Esta ligação entre produtos considerados naturais e a ruralidade, em oposição aos alimentos industrializados, percebidos como artificiais e nocivos, tem sido foco de diversos estudos37 que evidenciam uma re-valorização de culturas alimentares e produtos provenientes do mundo rural. Nesse sentido, a valorização da origem, principalmente dos produtos agro-alimentares, tem-se constituído como um fenómeno comum a diferentes contextos (Johnston et al. 2011; Clarke et al. 2008, Hall, 2011; Barnet et al. 2005), como é o caso do europeu e do brasileiro, que apesar das suas diferenças, possuem em comum a construção de um imaginário social sobre a vida rural e a natureza. Deste modo, as iniciativas que se têm difundido globalmente, como é o caso das práticas do slow food, originárias da Itália, buscam revalorizar as tradições alimentares locais, em oposição à alimentação industrializada, principalmente às práticas de consumo de alimentos em redes de fast-food. De acordo com ­Sassatelli e Davolio (2010), este fenómeno pode ser percebido como uma característica dialética da modernidade tardia, na qual a difusão de uma alimentação estandardizada e de baixo custo, como é o caso do fast-food, fornecidas por corporações globais, têm catalisado a atenção pública para os produtos considerados “naturais”, “locais” e “tradicionais”, bem como aqueles provenientes de práticas agrícolas “sustentáveis” e dos produzidos através de relações de trabalho percebidas como “justas”. De forma semelhante ao observado por Menasche (2010), a valorização da proveniência dos alimentos consumidos parece constituir-se como um discurso que associa aos produtos oriundos da agricultura familiar, da produção de pequena propriedade, realizada de forma tradicional, às qualidades dos alimentos, percebidos como mais puros, naturais e palatáveis. Assim, ela considera que a ruralidade, mais do que qualquer outro atributo, parece condensar as possíveis vantagens que distinguem o alimento desejável (natural) do alimento industrializado (2010, p. 206). Neste sentido, a construção de um imaginário social sobre o rural parece ensejar uma ética da autenticidade como reflexo de uma desconfiança em relação àquilo que, de alguma forma, se vincula ao moderno, à modernização, à industrialização, à pasteurização, enfim, ao inautêntico.
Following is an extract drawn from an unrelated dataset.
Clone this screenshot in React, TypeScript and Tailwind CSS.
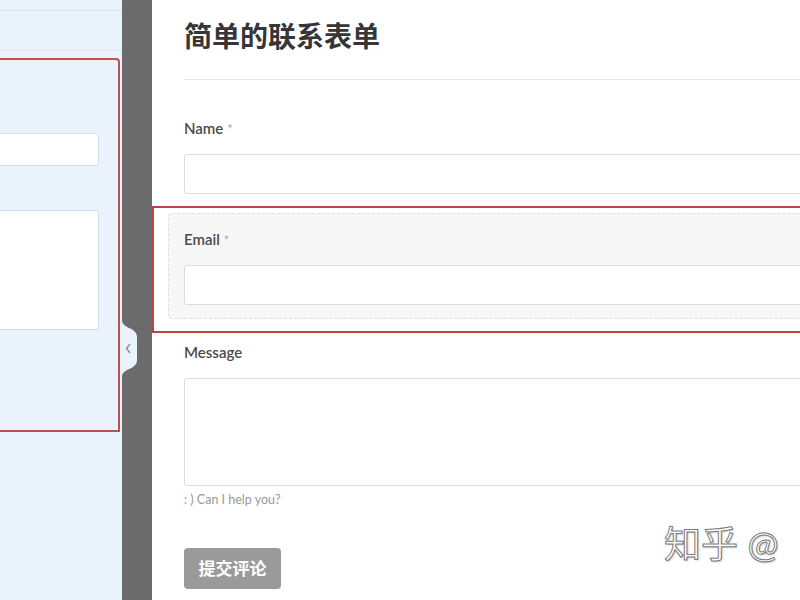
const font = "font-['Lato','Noto_Sans_CJK_SC',sans-serif]";

const Field = ({ label, required }: { label: string; required?: boolean }) => (
  <div>
    <div className="text-[15px] leading-[20px] font-semibold text-[#4a4a4a]">
      {label}
      {required && <span className="ml-1 font-normal text-[#aaa] text-[13px]">*</span>}
    </div>
    <div className="mt-[15px] h-[40px] w-full rounded-[3px] border border-[#dcdcdc] bg-white" />
  </div>
);

export default function App() {
  return (
    <div className={`relative flex h-[600px] w-[800px] overflow-hidden bg-white ${font}`}>
      {/* left panel */}
      <div className="w-[122px] shrink-0 bg-[#eaf3fc]">
        <div className="h-[11px] border-b border-[#d6e3f0]" />
        <div className="h-[40px] border-b border-[#dde8f3]" />
        <div className="mt-[7px] -ml-[10px] mr-[2px] rounded-tr-[4px] border-2 border-[#c0504d] pt-[73px] pb-[100px] pr-[19px]">
          <div className="h-[33px] rounded-r-[3px] border border-l-0 border-[#d3dbe4] bg-white" />
          <div className="mt-[44px] h-[120px] rounded-r-[3px] border border-l-0 border-[#d3dbe4] bg-white" />
        </div>
      </div>

      {/* divider */}
      <div className="relative w-[30px] shrink-0 bg-[#6b6b6b]">
        <svg className="absolute left-0 top-[320px]" width="15" height="57" viewBox="0 0 15 57">
          <path d="M0 0 C0 9 15 7 15 17 L15 40 C15 50 0 48 0 57 Z" fill="#eaf3fc" />
          <path d="M8 24 L4.5 28.5 L8 33" fill="none" stroke="#8a8f96" strokeWidth="1.4" />
        </svg>
      </div>

      {/* right panel */}
      <div className="w-[700px] shrink-0">
        <div className="ml-8 h-[80px] border-b border-[#e6e6e6] pt-[19px]">
          <h1 className="text-[28px] leading-[35px] font-bold text-[#363636]">简单的联系表单</h1>
        </div>

        <div className="mt-[38px] px-8">
          <Field label="Name" required />
        </div>

        <div className="mt-[12px] border-2 border-r-0 border-[#b8453f] pt-[5px] pb-[12px] pl-[14px]">
          <div className="rounded-l-[4px] border border-r-0 border-dashed border-[#dedede] bg-[#f7f7f7] pt-[15px] pb-[13px] pl-[15px]">
            <Field label="Email" required />
          </div>
        </div>

        <div className="mt-[9px] px-8">
          <div className="text-[15px] leading-[20px] font-semibold text-[#4a4a4a]">Message</div>
          <div className="mt-[16px] h-[108px] w-full rounded-[3px] border border-[#dcdcdc] bg-white" />
          <p className="mt-[6px] text-[12.5px] leading-[16px] text-[#999]">: ) Can I help you?</p>
          <button className="mt-[40px] h-[41px] w-[97px] rounded-[4px] bg-[#9a9a9a] text-[17px] font-bold text-white">
            提交评论
          </button>
        </div>
      </div>

      {/* watermark */}
      <div className="absolute left-[664px] top-[522px] whitespace-nowrap text-[37px] leading-[44px] text-white [-webkit-text-stroke:1px_#7a7a7a] [text-shadow:1px_1px_2px_rgba(0,0,0,0.25)]">
        知乎 @
      </div>
    </div>
  );
}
Nestes termos, a valorização da ruralidade, enquanto noção condensadora, evidencia a perceção afetiva ligada às formas de produção de alimentos tradicionais como autênticas e genuínas. A configuração de uma ética da autenticidade nos discursos destacados, revela um dos aspetos centrais que compõe a gramática dos consumidores da feira: o imaginário sobre o ambiente rural e a alimentação natural. Tal imaginário, no caso específico dos consumidores entrevistados, parece remeter para as vivências passadas em pequenas comunidades rurais, ou ainda na composição de um quadro idealizado romanticamente de como seria a vida fora da cidade, que mesmo não vivenciada diretamente por eles, está ainda relacionado com uma origem e tradição familiares ligada ao campo e ao mundo rural.
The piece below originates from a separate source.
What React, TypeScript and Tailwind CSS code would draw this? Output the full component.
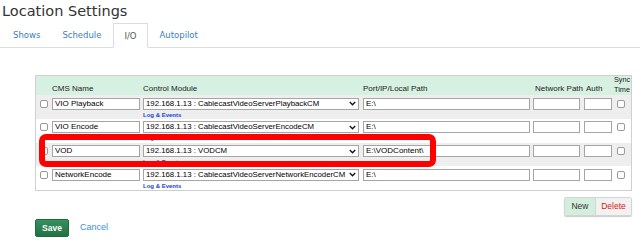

Paterson (2006) endossa tal perceção tornando evidente que longe de constituir uma oposição, as práticas de consumo quotidianas são ­perpassadas por ideais de autenticidade que se podem articular com o processo de constituição identitária. Em virtude disso, de acordo com este autor, o ideal de autenticidade parece constituir parte integrante das práticas de consumo (consumo de massa) quotidianas, que muitas vezes eram percebidas como desmanteladoras do “autêntico”.38 Portanto, a ideia de autenticidade deve ser percebida como parte da estrutura normativa também em relação ao sentido de pertença, visto que o sentido do que pode ser considerado como autêntico não obedece a uma rigidez identitária, mas decorre de um processo dinâmico. Assim, quando são realizadas construções imaginadas sobre a natureza, a vida em pequenas comunidades rurais, estes atores estão reelaborando noções compartilhadas socialmente a partir de uma idealização do agrário e da vida no campo.

Com efeito, pode-se pensar que quando os indivíduos se referem a um imaginário sobre o rural e sobre as suas ligações com comunidades consideradas mais tradicionais, estão a elaborar moralmente a constituição do seu self de forma relacional. Assim, a busca rotinizada por produtos percebidos como mais naturais e autênticos, enraizados em relações identitárias, pode ser considerada como uma prática de elaboração moral dos seus participantes tanto em termos de uma eticidade alicerçada nas relações de solidariedades primárias, quanto de elaboração moral do self. Portanto, sob o enfoque de Taylor (1991) tais relações podem ser consideradas como partes integradas do processo dialógico, pelo qual a ética da autenticidade é elaborada.

 

CONSUMO CRÍTICO E A ÉTICA DA SOLIDARIEDADE

 

Conforme Frère (2009), a constituição de uma moral solidária está intrinsecamente relacionada com o desenvolvimento de iniciativas de intervenção social por parte de setores da igreja católica que postulavam a necessidade de ações em auxílio dos desfavorecidos, que incluíam o fomento ao desenvolvimento de uma moral militante, que poderia impulsionar a construção de iniciativas de geração de renda destinadas à sua emancipação económica e social. Deste modo, o engajamento social de setores progressistas da igreja católica favoreceu a constituição de iniciativas da economia solidária, tendo como pano de fundo a retomada da tradição política engajada do catolicismo latino-americano vinculada à teologia da libertação. Nesta esteira, o solidarismo cristão tornou-se um dos pilares da gramática da economia solidária, fundamentando discursivamente os engajamentos dos seus participantes, bem como a identificação destas iniciativas por parte das camadas médias.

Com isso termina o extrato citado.